AVIDA (Zlotnick ), YEHUDA LEIB (1887–1962), communal worker, rabbi, and writer. Born in Plock, Avida studied in the yeshivah of Volozhin. During World War i he was held hostage by the local Russian commander against possible spy activities by members of his community. He was a founder (1917) and general secretary of *Mizrachi in Poland until 1920. Ordained in 1910, he was appointed rabbi of the city of Gabin (Gombin), Poland (1911–19). In 1920 he went to Canada and successively held positions as Jewish National Fund director for Canada, director of Montreal Hebrew schools, and rabbi in Vancouver. In 1938 he immigrated to South Africa, where as director of the South African Board of Jewish Education he substantially strengthened the Hebrew educational structure by establishing a seminary for teacher training later called in his name, a model nursery school, and the beginnings of a day school. In 1949 he immigrated to Jerusalem where he spent the rest of his life. His wide-ranging personality is reflected not only by the breadth of his activities in Zionism, education, and religion but also by his prolific literary activities in Hebrew, Yiddish, and English as a Zionist publicist, philologist, folklorist, and ethnologist.
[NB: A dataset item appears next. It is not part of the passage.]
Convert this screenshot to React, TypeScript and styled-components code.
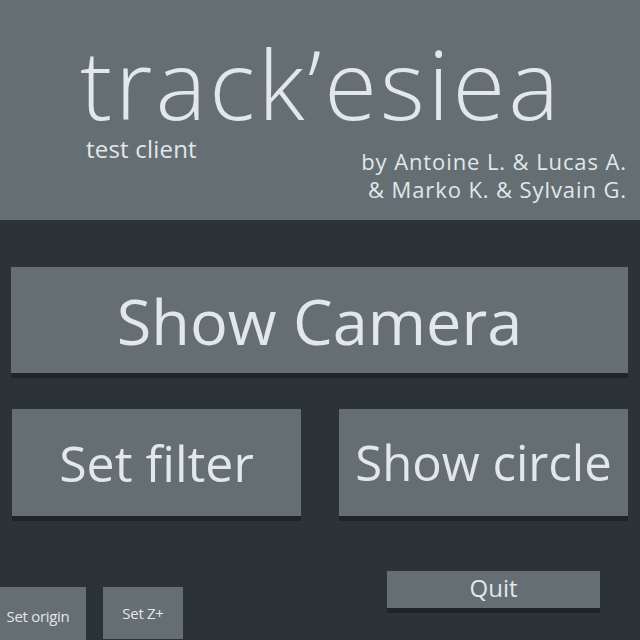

His first contributions in these fields appeared in 1917, when he was still rabbi in Gabin. He wrote under the pen name Yehuda Elzet (formed from the initials of his name Leib Zlotnik), fearing that the common people, who could not appreciate the importance of such studies, would deem them unworthy of a rabbi. In his latter days he served as president of the Israel Institute of Folklore and Ethnology. Outstanding in Yiddish philology is his Vunder Oytser fun der Yudisher Shprakh (4 vols., 1918–20). His Koyheles, der Mentsh un dos Bukh (1929) is another well-known work of his Yiddish period. During his South African period he favored Hebrew. At that time he produced such works as Bereshit ba-Meliẓah ha-Ivrit (1938) and Ma'amarim mi-Sefer Midrash ha-Meliẓah ha-Ivrit (1939). He also wrote Koso shel Eliyahu ha-Navi (1958). The Hebrew periodical of Jewish folklore Edot (April–June 1947) was dedicated to him on his 60th birthday. For a complete list of Avida's works see S. Assaf, et al. (eds.), Minḥah li-Yhudah… Zlotnick (1950).

bibliography:

Rejzen, Leksikon, 1 (1928), 1090–94; Tidhar, 4 (1950), 1915–17 (portrait).